The market is already aware of the 2024 shareholder return plan, which includes quarterly dividends, a minimum dividend payout ratio of 25%, and a cancellation of treasury shares equivalent to 3% of total shares over three years. The 2025-2027 targets, such as a minimum dividend of W10,000 per annum, a total shareholder return (dividends and share buyback as % of net profit) of at least 35%, and a 3-year average ROE of 11-12%, are broadly in line with expectations, in our view. A positive development is the company's pledge to repurchase(and cancel) W4 trillion worth of a shares over the next three years, equivalent to an average of 2% annually. Additionally, the company's pledge to address the preferred share discount issue and its intent to address it through buyback and cancellation of much cheaper preferred shares, is particularly noteworthy. On February 4th, our forum urged Hyundai Motor's board and management to cancel all preferred shares, which carry a higher cost of capital, as a means of lowering capital cost. With a combined market capitalization of W14 trillion for all three types of preferred shares, and considering the significant discount to common shares, the optimal use of the W4 trillion would be to cancel these preferred shares through a share buyback program.

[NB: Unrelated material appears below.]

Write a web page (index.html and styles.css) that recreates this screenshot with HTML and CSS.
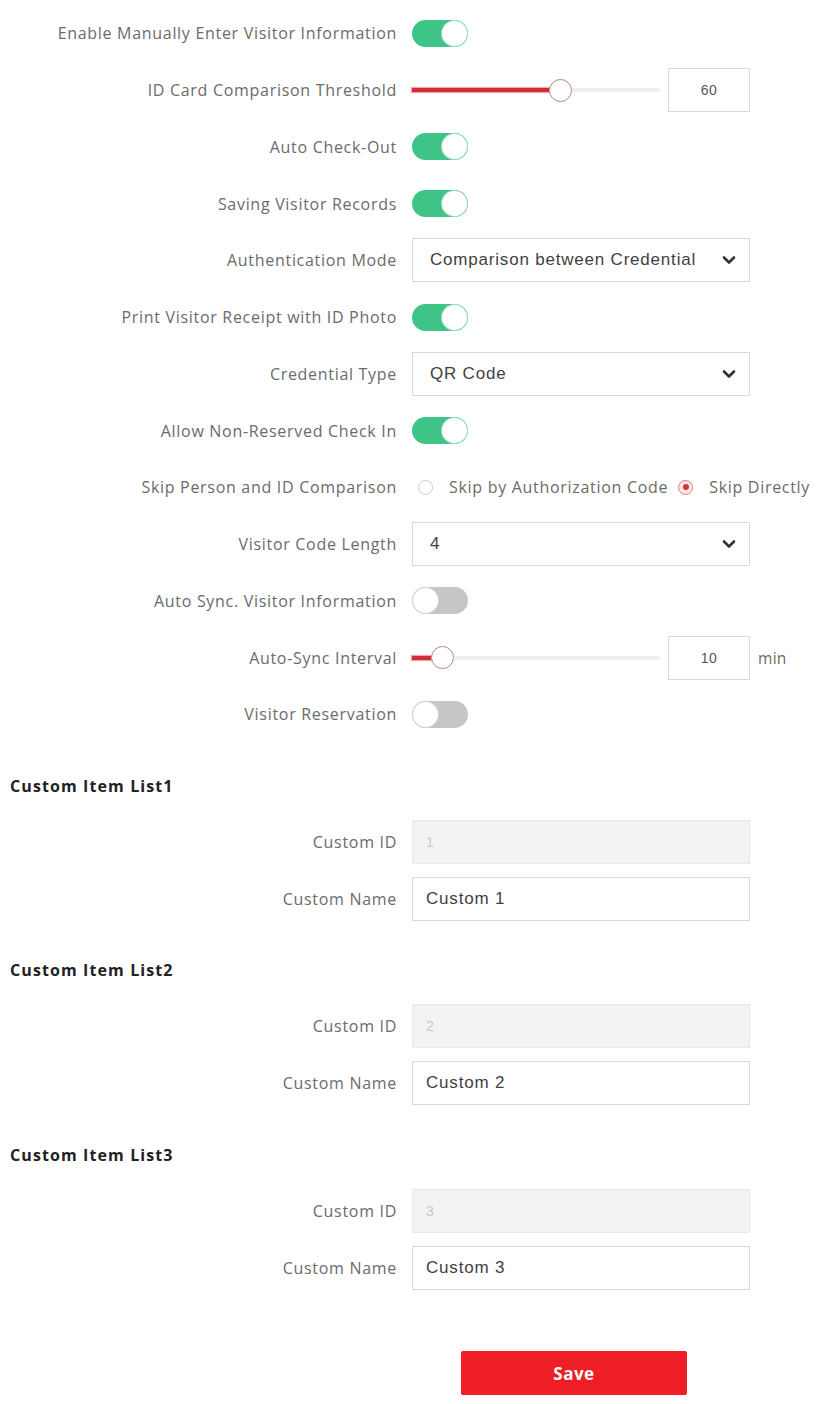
FILE: index.html
```html
<!DOCTYPE html>
<html lang="en">
<head>
    <meta charset="UTF-8">
    <meta name="viewport" content="width=device-width, initial-scale=1.0">
    <title>Visitor Settings</title>
    <link rel="stylesheet" href="styles.css">
</head>
<body>

<div class="form">
    <!-- General -->
    <div class="general">
        <div class="row">
            <span class="label">Enable Manually Enter Visitor Information</span>
            <div class="control"><span class="switch on"><span class="knob"></span></span></div>
        </div>
        <div class="row">
            <span class="label">ID Card Comparison Threshold</span>
            <div class="control">
                <div class="slider">
                    <span class="fill" style="width: 137px"></span>
                    <span class="handle"></span>
                    <span class="rest"></span>
                </div>
                <div class="num-box">60</div>
            </div>
        </div>
        <div class="row">
            <span class="label">Auto Check-Out</span>
            <div class="control"><span class="switch on"><span class="knob"></span></span></div>
        </div>
        <div class="row">
            <span class="label">Saving Visitor Records</span>
            <div class="control"><span class="switch on"><span class="knob"></span></span></div>
        </div>
        <div class="row">
            <span class="label">Authentication Mode</span>
            <div class="control">
                <div class="select">
                    <span>Comparison between Credential</span>
                    <svg class="chevron" width="14" height="10" viewBox="0 0 14 10"><polyline points="2,2.5 7,7.5 12,2.5" fill="none" stroke="#333" stroke-width="2.6" stroke-linecap="round" stroke-linejoin="round"/></svg>
                </div>
            </div>
        </div>
        <div class="row">
            <span class="label">Print Visitor Receipt with ID Photo</span>
            <div class="control"><span class="switch on"><span class="knob"></span></span></div>
        </div>
        <div class="row">
            <span class="label">Credential Type</span>
            <div class="control">
                <div class="select">
                    <span>QR Code</span>
                    <svg class="chevron" width="14" height="10" viewBox="0 0 14 10"><polyline points="2,2.5 7,7.5 12,2.5" fill="none" stroke="#333" stroke-width="2.6" stroke-linecap="round" stroke-linejoin="round"/></svg>
                </div>
            </div>
        </div>
        <div class="row">
            <span class="label">Allow Non-Reserved Check In</span>
            <div class="control"><span class="switch on"><span class="knob"></span></span></div>
        </div>
        <div class="row">
            <span class="label">Skip Person and ID Comparison</span>
            <div class="control radios">
                <span class="radio"></span>
                <span class="radio-text">Skip by Authorization Code</span>
                <span class="radio checked"></span>
                <span class="radio-text">Skip Directly</span>
            </div>
        </div>
        <div class="row">
            <span class="label">Visitor Code Length</span>
            <div class="control">
                <div class="select">
                    <span>4</span>
                    <svg class="chevron" width="14" height="10" viewBox="0 0 14 10"><polyline points="2,2.5 7,7.5 12,2.5" fill="none" stroke="#333" stroke-width="2.6" stroke-linecap="round" stroke-linejoin="round"/></svg>
                </div>
            </div>
        </div>
        <div class="row">
            <span class="label">Auto Sync. Visitor Information</span>
            <div class="control"><span class="switch"><span class="knob"></span></span></div>
        </div>
        <div class="row">
            <span class="label">Auto-Sync Interval</span>
            <div class="control">
                <div class="slider">
                    <span class="fill" style="width: 19px"></span>
                    <span class="handle"></span>
                    <span class="rest"></span>
                </div>
                <div class="num-box">10</div>
                <span class="unit">min</span>
            </div>
        </div>
        <div class="row">
            <span class="label">Visitor Reservation</span>
            <div class="control"><span class="switch"><span class="knob"></span></span></div>
        </div>
    </div>

    <!-- Custom Items -->
    <div class="custom-section">
        <h3>Custom Item List1</h3>
        <div class="row">
            <span class="label">Custom ID</span>
            <div class="control"><div class="text-box disabled">1</div></div>
        </div>
        <div class="row">
            <span class="label">Custom Name</span>
            <div class="control"><div class="text-box">Custom 1</div></div>
        </div>
    </div>

    <div class="custom-section">
        <h3>Custom Item List2</h3>
        <div class="row">
            <span class="label">Custom ID</span>
            <div class="control"><div class="text-box disabled">2</div></div>
        </div>
        <div class="row">
            <span class="label">Custom Name</span>
            <div class="control"><div class="text-box">Custom 2</div></div>
        </div>
    </div>

    <div class="custom-section">
        <h3>Custom Item List3</h3>
        <div class="row">
            <span class="label">Custom ID</span>
            <div class="control"><div class="text-box disabled">3</div></div>
        </div>
        <div class="row">
            <span class="label">Custom Name</span>
            <div class="control"><div class="text-box">Custom 3</div></div>
        </div>
    </div>

    <div class="actions">
        <button class="save-button">Save</button>
    </div>
</div>

</body>
</html>
```

FILE: styles.css
```css
body {
    margin: 0;
    padding: 0;
    background-color: #fff;
    font-family: "Open Sans", Lato, sans-serif;
    color: #666;
}
.form {
    padding-top: 5px;
}
.row {
    display: grid;
    grid-template-columns: 397px 1fr;
    column-gap: 15px;
    align-items: center;
    height: 56.75px;
}
.custom-section .row {
    height: 57px;
}
.label {
    text-align: right;
    white-space: nowrap;
    font-size: 16px;
    letter-spacing: 0.7px;
    color: #6b6b6b;
}
.control {
    display: flex;
    align-items: center;
}

/* switches */
.switch {
    width: 56px;
    height: 27px;
    border-radius: 14px;
    background-color: #c6c6c6;
    display: flex;
    align-items: center;
    padding: 1px;
    box-sizing: border-box;
}
.switch.on {
    background-color: #3fc488;
    justify-content: flex-end;
}
.knob {
    width: 25px;
    height: 25px;
    border-radius: 50%;
    background-color: #fff;
    box-shadow: 0 0 0 1px #d4d4d4;
}
.switch.on .knob {
    box-shadow: 0 0 0 1px #9fdcbf;
}

/* sliders */
.slider {
    width: 248px;
    display: flex;
    align-items: center;
    margin-right: 8px;
}
.fill {
    height: 4px;
    background-color: #cf2d3a;
    box-shadow: 0 0 1px 1px #f2a9ae;
}
.handle {
    width: 23px;
    height: 23px;
    border-radius: 50%;
    border: 1.5px solid #b98188;
    background-color: #fff;
    box-sizing: border-box;
    flex-shrink: 0;
}
.rest {
    flex: 1;
    height: 4px;
    background-color: #efefef;
}
.num-box {
    width: 82px;
    height: 44px;
    box-sizing: border-box;
    border: 1px solid #d9d9d9;
    display: flex;
    align-items: center;
    justify-content: center;
    font-family: "Liberation Sans", Arial, sans-serif;
    font-size: 14px;
    letter-spacing: 0.5px;
    color: #555;
}
.unit {
    margin-left: 8px;
    font-size: 15.5px;
    letter-spacing: 0.3px;
    color: #6b6b6b;
}

/* selects and text boxes */
.select, .text-box {
    width: 338px;
    height: 44px;
    box-sizing: border-box;
    border: 1px solid #d9d9d9;
    display: flex;
    align-items: center;
    font-family: "Liberation Sans", Arial, sans-serif;
    font-size: 17px;
    letter-spacing: 0.8px;
    color: #3f3f3f;
}
.select {
    justify-content: space-between;
    padding: 0 13px 0 17px;
}
.text-box {
    padding-left: 13px;
}
.text-box.disabled {
    background-color: #f3f3f3;
    border-color: #e8e8e8;
    color: #c8c8c8;
    font-size: 14px;
}

/* radios */
.radios {
    font-size: 16px;
    letter-spacing: 0.7px;
}
.radio {
    width: 15px;
    height: 15px;
    border-radius: 50%;
    border: 1px solid #cccccc;
    box-sizing: border-box;
    margin-left: 6px;
    display: flex;
    align-items: center;
    justify-content: center;
    flex-shrink: 0;
}
.radio.checked {
    margin-left: 10px;
    border-color: #e47a80;
    background-color: #fde9ea;
}
.radio.checked::after {
    content: "";
    width: 6px;
    height: 6px;
    border-radius: 50%;
    background-color: #d4323c;
}
.radio-text {
    margin-left: 16px;
    white-space: nowrap;
    color: #6b6b6b;
}

/* custom items */
.custom-section h3 {
    margin: 28px 0 12.5px 10px;
    line-height: 30px;
    height: 30px;
    font-size: 16px;
    font-weight: 700;
    letter-spacing: 1.1px;
    color: #222;
}
.actions {
    padding: 55px 0 8px 461px;
}
.save-button {
    width: 226px;
    height: 44px;
    border: none;
    border-radius: 2px;
    background-color: #ef1d26;
    color: #fff;
    font-family: "Open Sans", sans-serif;
    font-size: 17px;
    font-weight: 700;
    letter-spacing: 0.5px;
}
```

Hyundai Motor's failure to secure an A+ or A0 grade is can be attributed to the ongoing neglect of its poorly managed balance sheet. The lack of any plan to divest idle assets, such as the Samsung-dong land in Seoul (estimated to have cost over W20 trillion including interest expenses which HMC holds 55% equity stake in) and substantial stakes in non-core assets like KT (5% stake), and Hyundai Engineering & Construction (21% stake), is particularly disappointing, especially in light of the opposition from minority shareholders. Given the company's need to invest significant W121 trillion over the next ten years, the company may be forced to sell off prime commercial real estate and/or stakes in other companies at a discount to raise capital, if business environment deteriorates. An earlier strategic approach to improving liquidity and right size the balance sheet would not only provide the necessary cashflow but also enhance shareholder value by expediting the company's re- rating to a PBR of 1.0x.
August 29, 2024
Korean Corporate Governance Forum
Chairman Namuh Rhee
Korean Corporate Governance Forum
Hyundai Motor 'Value-up Plan' appears solid but still has room for improvement, grade A-
"A comprehensive strategy for better balance sheet management and disposal of non-core assets
like the Samsung-dong land and KT shares should be outlined"

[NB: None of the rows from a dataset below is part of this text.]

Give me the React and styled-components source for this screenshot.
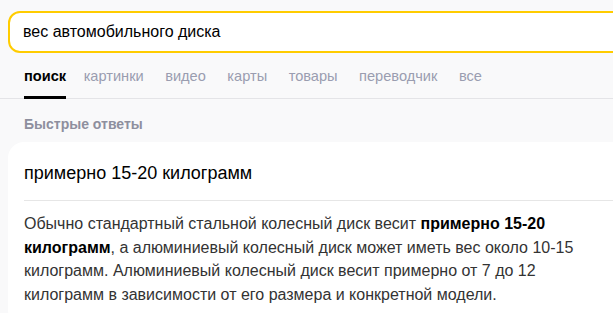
import React from 'react'
import styled, { createGlobalStyle } from 'styled-components'

const GlobalStyle = createGlobalStyle`
  html, body {
    margin: 0;
    padding: 0;
    background: #f9f9fa;
    overflow: hidden;
  }
  body {
    font-family: "Liberation Sans", Arial, sans-serif;
  }
`

const tabs = ['поиск', 'картинки', 'видео', 'карты', 'товары', 'переводчик', 'все']

function App() {
    return (
        <Page>
            <GlobalStyle />

            <SearchBox>
                <SearchText>вес автомобильного диска</SearchText>
                <ClearIcon viewBox="0 0 14 14">
                    <path d="M1 1 L13 13 M13 1 L1 13" />
                </ClearIcon>
            </SearchBox>

            <Tabs>
                {tabs.map((t, i) => (
                    <Tab key={t} active={i === 0}>{t}</Tab>
                ))}
            </Tabs>

            <SectionTitle>Быстрые ответы</SectionTitle>

            <Card>
                <AnswerTitle>примерно 15-20 килограмм</AnswerTitle>
                <Divider />
                <AnswerText>
                    Обычно стандартный стальной колесный диск весит <b>примерно 15-20 килограмм</b>, а алюминиевый колесный диск может иметь вес около 10-15 килограмм. Алюминиевый колесный диск весит примерно от 7 до 12 килограмм в зависимости от его размера и конкретной модели.
                </AnswerText>
            </Card>
        </Page>
    )
}

const Page = styled.div`
  width: 660px;
  padding: 11px 0 0 8px;
  display: flex;
  flex-direction: column;
`

const SearchBox = styled.div`
  height: 42px;
  box-sizing: border-box;
  border: 2px solid #ffcc00;
  border-radius: 12px;
  background: #fff;
  display: flex;
  align-items: center;
  padding: 0 14px 0 13px;
  justify-content: space-between;
`

const SearchText = styled.span`
  font-size: 16px;
  color: #000;
`

const ClearIcon = styled.svg`
  width: 12px;
  height: 12px;
  fill: none;
  stroke: #8a8fa3;
  stroke-width: 1.6;
`

const Tabs = styled.div`
  margin: 14px 0 0 -8px;
  padding-left: 24px;
  display: flex;
  gap: 21.5px;
  border-bottom: 1px solid #e4e4e7;
`

const Tab = styled.div`
  font-size: 14.6px;
  line-height: 18px;
  padding-bottom: 11px;
  border-bottom: 3px solid ${(p) => (p.active ? '#000' : 'transparent')};
  color: ${(p) => (p.active ? '#000' : '#9a9db0')};
  font-weight: ${(p) => (p.active ? 700 : 400)};
  margin-bottom: -1px;
  margin-right: ${(p) => (p.active ? '-4px' : '0')};
`

const SectionTitle = styled.div`
  margin: 17px 0 10px 16px;
  font-size: 14px;
  line-height: 16px;
  font-weight: 700;
  color: #8e8f9e;
`

const Card = styled.div`
  background: #fff;
  border-radius: 16px;
  padding: 19px 16px 20px;
`

const AnswerTitle = styled.div`
  font-size: 18px;
  line-height: 24px;
  color: #000;
`

const Divider = styled.div`
  height: 1px;
  background: #e6e6e6;
  margin-top: 15px;
`

const AnswerText = styled.p`
  margin: 11px 0 0;
  width: 560px;
  font-size: 16px;
  line-height: 23.5px;
  color: #333;

  b {
    color: #000;
  }
`

export default App
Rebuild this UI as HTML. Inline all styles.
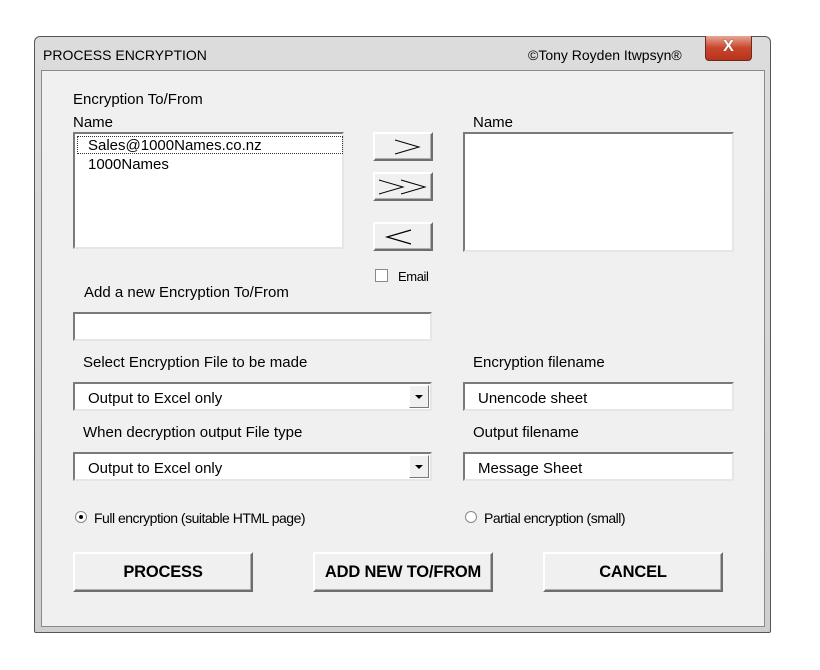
<!DOCTYPE html>
<html><head><style>
*{margin:0;padding:0;box-sizing:border-box}
body{width:820px;height:670px;background:#fff;position:relative;overflow:hidden;font-family:"Liberation Sans",Tahoma,sans-serif;color:#000}
.a{position:absolute}
.t{position:absolute;font-size:15px;line-height:18px;white-space:nowrap}
.sunk{position:absolute;background:#fff;border-top:2px solid #7a7a7a;border-left:2px solid #7a7a7a;border-right:2px solid #e6e6e6;border-bottom:2px solid #e6e6e6}
.btn{position:absolute;background:#f0f0f0;border-top:2px solid #fff;border-left:2px solid #fff;border-right:2px solid #6e6e6e;border-bottom:2px solid #6e6e6e;box-shadow:inset -1px -1px 0 #b0b0b0}
.big{font-weight:bold;font-size:16.5px;display:flex;align-items:center;justify-content:center;letter-spacing:-0.2px}
.dd{position:absolute;right:1px;top:1px;width:20px;height:23px;background:#f0f0f0;border-top:1px solid #fff;border-left:1px solid #fff;border-right:1px solid #777;border-bottom:1px solid #777}
.dd:after{content:"";position:absolute;left:5px;top:9px;border-left:4px solid transparent;border-right:4px solid transparent;border-top:4px solid #000}
.sm{font-size:14px;letter-spacing:-0.5px}
.tt{top:1px}
</style></head><body>
<div class="a" style="left:34px;top:36px;width:737px;height:597px;background:linear-gradient(#dcdcdc,#cfcfcf);border:1px solid #555;border-radius:6px 6px 2px 2px"></div>
<div class="t" style="left:43px;top:46px;font-size:14px">PROCESS ENCRYPTION</div>
<div class="t" style="left:528px;top:46px;font-size:14px">©Tony Royden Itwpsyn®</div>
<div class="a" style="left:705px;top:36px;width:47px;height:25px;background:linear-gradient(#e7a595,#c9452c 50%,#b8331c);border:1px solid #6b2a20;border-top:none;border-radius:0 0 4px 4px;color:#fff;font-weight:bold;font-size:16px;text-align:center;line-height:22px;text-shadow:0 0 1px #444">X</div>
<div class="a" style="left:41px;top:70px;width:724px;height:557px;background:#f0f0f0;border:1px solid #8a8a8a"></div>

<div class="t" style="left:73px;top:91px">Encryption To/From</div>
<div class="t" style="left:73px;top:114px">Name</div>
<div class="sunk" style="left:73px;top:132px;width:271px;height:117px"></div>
<div class="a" style="left:77px;top:136px;width:266px;height:18px;border:1px dotted #333"></div>
<div class="t" style="left:88px;top:137px">Sales@1000Names.co.nz</div>
<div class="t" style="left:88px;top:156px">1000Names</div>

<div class="btn" style="left:373px;top:132px;width:60px;height:29px"><svg width="56" height="25"><path d="M20 6 L44 13 L20 20" fill="none" stroke="#000" stroke-width="1"/></svg></div>
<div class="btn" style="left:373px;top:172px;width:60px;height:29px"><svg width="56" height="25"><path d="M4 6 L28 13 L4 20 M26 6 L50 13 L26 20" fill="none" stroke="#000" stroke-width="1"/></svg></div>
<div class="btn" style="left:373px;top:222px;width:60px;height:29px"><svg width="56" height="25"><path d="M36 6 L12 13 L36 20" fill="none" stroke="#000" stroke-width="1.2"/></svg></div>

<div class="t" style="left:473px;top:114px">Name</div>
<div class="sunk" style="left:463px;top:132px;width:271px;height:120px"></div>

<div class="a" style="left:375px;top:269px;width:13px;height:13px;background:#fff;border:1px solid #8a8a8a"></div>
<div class="t sm" style="left:398px;top:268px;font-size:13px;letter-spacing:-0.4px">Email</div>

<div class="t" style="left:84px;top:284px">Add a new Encryption To/From</div>
<div class="sunk" style="left:73px;top:312px;width:359px;height:29px"></div>

<div class="t" style="left:83px;top:354px">Select Encryption File to be made</div>
<div class="sunk" style="left:73px;top:382px;width:359px;height:29px"><div class="t" style="left:13px;top:6px">Output to Excel only</div><div class="dd"></div></div>
<div class="t" style="left:83px;top:424px">When decryption output File type</div>
<div class="sunk" style="left:73px;top:452px;width:359px;height:29px"><div class="t" style="left:13px;top:6px">Output to Excel only</div><div class="dd"></div></div>

<div class="t" style="left:473px;top:354px">Encryption filename</div>
<div class="sunk" style="left:463px;top:382px;width:271px;height:29px"><div class="t" style="left:13px;top:6px">Unencode sheet</div></div>
<div class="t" style="left:473px;top:424px">Output filename</div>
<div class="sunk" style="left:463px;top:452px;width:271px;height:29px"><div class="t" style="left:13px;top:6px">Message Sheet</div></div>

<div class="a" style="left:75px;top:511px;width:12px;height:12px;border-radius:50%;background:#fff;border:1px solid #888"><div class="a" style="left:3px;top:3px;width:4px;height:4px;border-radius:50%;background:#000"></div></div>
<div class="t sm" style="left:94px;top:509px">Full encryption (suitable HTML page)</div>
<div class="a" style="left:465px;top:511px;width:12px;height:12px;border-radius:50%;background:#fff;border:1px solid #888"></div>
<div class="t sm" style="left:484px;top:509px">Partial encryption (small)</div>

<div class="btn big" style="left:73px;top:552px;width:180px;height:40px">PROCESS</div>
<div class="btn big" style="left:313px;top:552px;width:180px;height:40px">ADD NEW TO/FROM</div>
<div class="btn big" style="left:543px;top:552px;width:180px;height:40px">CANCEL</div>
</body></html>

Despite its position as one of the world's leading automotive companies, Hyundai Motor Group has yet to secure a spot among the top 10 global automotive and components companies, as measured by the MSCI ACWI Auto and Components Index. Even after a sharp rise in its share price this year, Hyundai Motor, particularly its preferred share, is still considered one of the most undervalued automakers worldwide. Common shares are undervalued, at only 0.68x PBR, reflecting an excess capital on its balance sheet. This major undervaluation based on book value implies potential for significant shareholder returns.
Hyundai Motor's Value-up Program, unveiled on August 28th, demonstrates the management team's thoughtful approach. While we commend the effort, our forum has given it a grade of A- as there’s a room for improvement on its balance sheet management. Many local CEOs mistakenly equate "value- up" with "more dividends and share buybacks" only. Hyundai Motor's CEO, Jae-hoon Jang, has demonstrated a more holistic view of the value-up by sharing a 10-year sales growth and investment plan with detailed shareholder return policies, signaling a focus on long-term total shareholder return (as measured by Total Shareholder Return (TSR)). Capex, R&D, and M&A are key drivers of long- term growth. Hyundai Motor has committed to investing a substantial W121 trillion, equivalent to twice its current market capitalization, in capex, R&D, and M&A over the next decade. Based on this, the company projects a 32% increase in global unit sales, or 4% annually, from 4.21 million units last year to reach 5.55 million units by 2030. Despite facing challenges from FX fluctuations and serious competition from Tesla and Chinese EV makers in the software-defined vehicle market, Hyundai Motor may anticipate achieving high single-digit EPS growth by increasing annual sales volume by 4% and raising average selling prices.
The market is already aware of the 2024 shareholder return plan, which includes quarterly dividends, a minimum dividend payout ratio of 25%, and a cancellation of treasury shares equivalent to 3% of total shares over three years. The 2025-2027 targets, such as a minimum dividend of W10,000 per annum, a total shareholder return (dividends and share buyback as % of net profit) of at least 35%, and a 3-year average ROE of 11-12%, are broadly in line with expectations, in our view. A positive development is the company's pledge to repurchase(and cancel) W4 trillion worth of a shares over the next three years, equivalent to an average of 2% annually. Additionally, the company's pledge to address the preferred share discount issue and its intent to address it through buyback and cancellation of much cheaper preferred shares, is particularly noteworthy. On February 4th, our forum urged Hyundai Motor's board and management to cancel all preferred shares, which carry a higher cost of capital, as a means of lowering capital cost. With a combined market capitalization of W14 trillion for all three types of preferred shares, and considering the significant discount to common shares, the optimal use of the W4 trillion would be to cancel these preferred shares through a share buyback program.
Hyundai Motor's failure to secure an A+ or A0 grade is can be attributed to the ongoing neglect of its poorly managed balance sheet. The lack of any plan to divest idle assets, such as the Samsung-dong land in Seoul (estimated to have cost over W20 trillion including interest expenses which HMC holds 55% equity stake in) and substantial stakes in non-core assets like KT (5% stake), and Hyundai Engineering & Construction (21% stake), is particularly disappointing, especially in light of the opposition from minority shareholders. Given the company's need to invest significant W121 trillion over the next ten years, the company may be forced to sell off prime commercial real estate and/or stakes in other companies at a discount to raise capital, if business environment deteriorates. An earlier strategic approach to improving liquidity and right size the balance sheet would not only provide the necessary cashflow but also enhance shareholder value by expediting the company's re- rating to a PBR of 1.0x.